Wednesday, December 01, 2010

Grief again

So lately I just seem to wake up crying.

It happened a few days ago, and again this morning, after one bout of being up. I managed fall asleep a second time, which doesn't always work, but the had an extremely odd dream.

I'm really grieving. This last round of no cancer/cancer feels like whiplash, and also has given me a real emotional smackdown. We had ten days. Ten days where we were told, and we got to hope, that I would be cancer free (or at least between treatments, and No Evidence of Disease). Then brain metastasis number two popped up.

And I wonder. Is this the new pattern? After the first round of breast cancer, and all the nasty treatment, I went on tamoxifen, and went three years almost to the day before a rediagnosis. That bumped me up to Stage 4, and metastatic breast cancer. Meaning we can treat it, but the odds of it going away all the way are slim.

I did chemotherapy again, and went another 9 months, and then the third round - and the cancer had travelled from chest, breast and lymph system over the blood brain barrier, and we faced up to brain mets and gamma knife surgery. I also repeated chemo for the third time, to treat cancerous lymph nodes in my shoulder, chest and along the trachea.

Since that surgery and chemo, chest appears to be stable, but the second bratty little brain squid reared it's little pointy head - approximately eight months after the first. HOWEVER - it appears to have popped up visibly on the MRIs in the space of about 6-8 weeks. Slowly, creepingy, it speeds up. It sneaks in, and takes over. Sooner or later, I stop hoping for a break, and start imagining continuous chemotherapy, more rounds of gamma knife, being on the steroid for the rest of my life...

Dearly beloved, I'm TIRED. And grieving. I'm grieving for my family, who never get to have NORMAL. They have me wired on steroids and irritable, exhausted from treatments and too many doctor's appointments, worrying about money all the time...

Denial, grief, anger, bargaining, acceptance. It's not once, but over and over that you recycle these emotions. I feel as though all my fuses are blown. The only two that are operative right now are grief and anger. I cry in the car. I cry in the shower. I cry over silly dramas that people create around me, and hurt feelings, and feeling misunderstood.

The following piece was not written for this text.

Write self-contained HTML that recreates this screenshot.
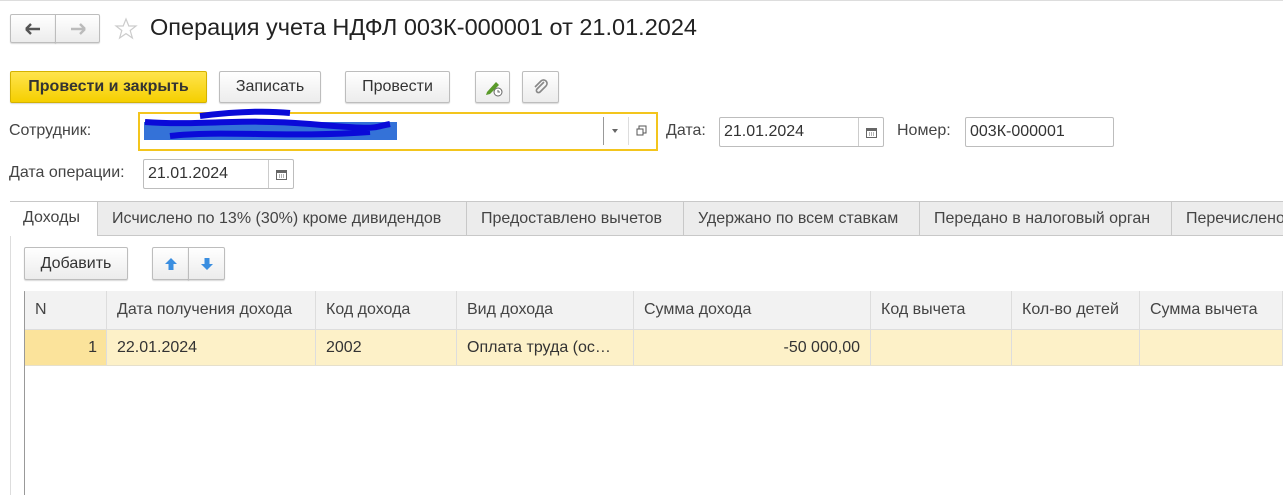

And I cry about letting go.

I don't think I get to see Tess dance the Nutcracker 10 years from now.

Most of the time, I am an optimist, a fighter, a person who is taking this on as a chronic disease. Who will handle the treatments they throw at me, try new stuff, do clinical trials, inject hamster proteins into my veins to fight this disease. But at best it's a stalemate. I no longer believe I can win.

And at what point is enough enough? Do I say, I can't take this any more, please let me stop? No more treatment. No more radiation, no more chemo. Now I just get to be comfortable, and enjoy the time I have left. It's not now. It's probably not soon. But it's coming.


I see the question that no one ever asks in their eyes. They ask about the prognosis, the treatment, the timing. What they really want to ask is, how soon are you going to die? Do you know? But no one asks, it's way too socially incorrect.

No, I don't. I know the stats. I know the pattern. Nobody knows when they are going to die, your doctor doesn't know when HE is going to die. But the part I know that most people don't, is that with metastatic breast cancer, there's a choice. Most women do not exhaust all the options they have for treatment. With ovarian cancer, if it comes back, it's usually as refractory disease - in english that's cancer that does not respond to most or any chemotherapy. Breast cancer has dozens, and it is generally considered "responsive". But women..just run out of steam. Choose to stop treatment. And having seen two people through it, I know what happens next.

So it's possible that I have a much clearer idea of when and how I might die than most people.

And it is making me cry.

2 comments:

  1. I am at a loss for something to say, I want to say be brave but know if I was in your shoes that would be the last thing I could do. I am thinking of you, Kevin and Tess. I am too far away to do much besides think of you and hope very hard that things go right so you see that nutcraker.